> **WHAT IS ASKED**
Repeat the material below exactly, with no pictures.
● ● ●
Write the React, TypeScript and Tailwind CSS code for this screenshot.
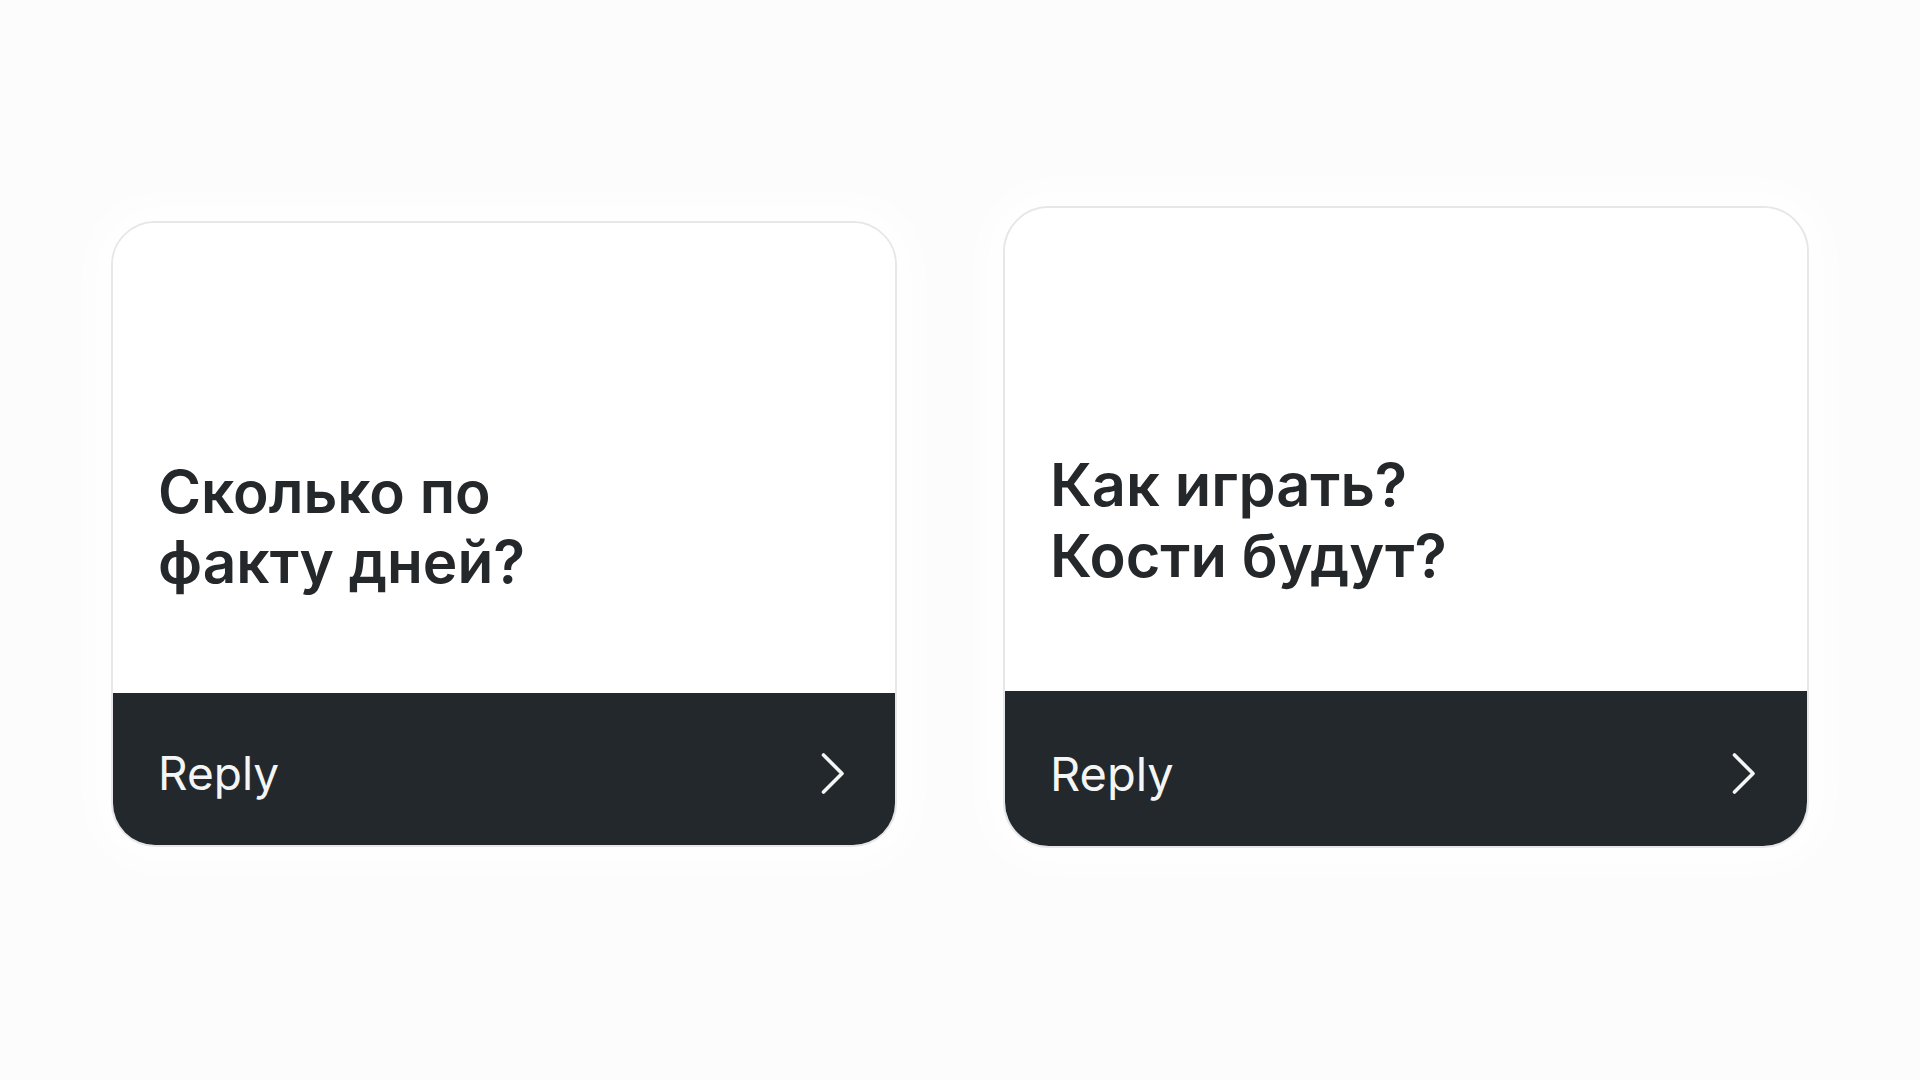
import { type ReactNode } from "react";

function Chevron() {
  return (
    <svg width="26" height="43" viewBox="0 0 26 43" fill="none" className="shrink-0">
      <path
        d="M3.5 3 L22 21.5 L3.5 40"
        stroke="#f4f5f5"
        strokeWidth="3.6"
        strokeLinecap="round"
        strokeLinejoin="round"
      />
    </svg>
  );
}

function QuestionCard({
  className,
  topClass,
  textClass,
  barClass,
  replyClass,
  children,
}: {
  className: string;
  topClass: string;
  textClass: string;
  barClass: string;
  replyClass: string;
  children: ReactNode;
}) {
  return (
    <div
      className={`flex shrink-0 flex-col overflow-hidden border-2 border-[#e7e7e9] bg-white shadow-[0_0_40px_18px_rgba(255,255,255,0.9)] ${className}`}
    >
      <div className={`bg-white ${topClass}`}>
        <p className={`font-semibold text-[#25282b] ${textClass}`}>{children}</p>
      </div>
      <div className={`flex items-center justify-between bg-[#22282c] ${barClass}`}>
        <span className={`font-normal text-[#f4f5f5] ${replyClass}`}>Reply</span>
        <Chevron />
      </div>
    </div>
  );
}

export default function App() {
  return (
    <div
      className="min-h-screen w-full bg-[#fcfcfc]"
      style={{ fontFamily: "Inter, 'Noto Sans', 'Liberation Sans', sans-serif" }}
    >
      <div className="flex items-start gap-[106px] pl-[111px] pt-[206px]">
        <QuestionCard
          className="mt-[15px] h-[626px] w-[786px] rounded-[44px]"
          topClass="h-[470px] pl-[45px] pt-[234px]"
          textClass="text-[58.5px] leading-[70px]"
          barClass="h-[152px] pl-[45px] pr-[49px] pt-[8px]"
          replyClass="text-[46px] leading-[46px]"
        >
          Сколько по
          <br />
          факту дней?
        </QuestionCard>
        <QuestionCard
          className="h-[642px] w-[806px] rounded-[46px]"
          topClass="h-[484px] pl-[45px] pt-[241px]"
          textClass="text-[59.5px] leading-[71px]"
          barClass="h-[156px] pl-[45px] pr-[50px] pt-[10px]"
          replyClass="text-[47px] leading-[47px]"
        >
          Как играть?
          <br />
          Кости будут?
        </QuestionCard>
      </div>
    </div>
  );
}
● ● ●
> **FULL RESPONSE**
Write the React, TypeScript and Tailwind CSS code for this screenshot.
import { type ReactNode } from "react";

function Chevron() {
  return (
    <svg width="26" height="43" viewBox="0 0 26 43" fill="none" className="shrink-0">
      <path
        d="M3.5 3 L22 21.5 L3.5 40"
        stroke="#f4f5f5"
        strokeWidth="3.6"
        strokeLinecap="round"
        strokeLinejoin="round"
      />
    </svg>
  );
}

function QuestionCard({
  className,
  topClass,
  textClass,
  barClass,
  replyClass,
  children,
}: {
  className: string;
  topClass: string;
  textClass: string;
  barClass: string;
  replyClass: string;
  children: ReactNode;
}) {
  return (
    <div
      className={`flex shrink-0 flex-col overflow-hidden border-2 border-[#e7e7e9] bg-white shadow-[0_0_40px_18px_rgba(255,255,255,0.9)] ${className}`}
    >
      <div className={`bg-white ${topClass}`}>
        <p className={`font-semibold text-[#25282b] ${textClass}`}>{children}</p>
      </div>
      <div className={`flex items-center justify-between bg-[#22282c] ${barClass}`}>
        <span className={`font-normal text-[#f4f5f5] ${replyClass}`}>Reply</span>
        <Chevron />
      </div>
    </div>
  );
}

export default function App() {
  return (
    <div
      className="min-h-screen w-full bg-[#fcfcfc]"
      style={{ fontFamily: "Inter, 'Noto Sans', 'Liberation Sans', sans-serif" }}
    >
      <div className="flex items-start gap-[106px] pl-[111px] pt-[206px]">
        <QuestionCard
          className="mt-[15px] h-[626px] w-[786px] rounded-[44px]"
          topClass="h-[470px] pl-[45px] pt-[234px]"
          textClass="text-[58.5px] leading-[70px]"
          barClass="h-[152px] pl-[45px] pr-[49px] pt-[8px]"
          replyClass="text-[46px] leading-[46px]"
        >
          Сколько по
          <br />
          факту дней?
        </QuestionCard>
        <QuestionCard
          className="h-[642px] w-[806px] rounded-[46px]"
          topClass="h-[484px] pl-[45px] pt-[241px]"
          textClass="text-[59.5px] leading-[71px]"
          barClass="h-[156px] pl-[45px] pr-[50px] pt-[10px]"
          replyClass="text-[47px] leading-[47px]"
        >
          Как играть?
          <br />
          Кости будут?
        </QuestionCard>
      </div>
    </div>
  );
}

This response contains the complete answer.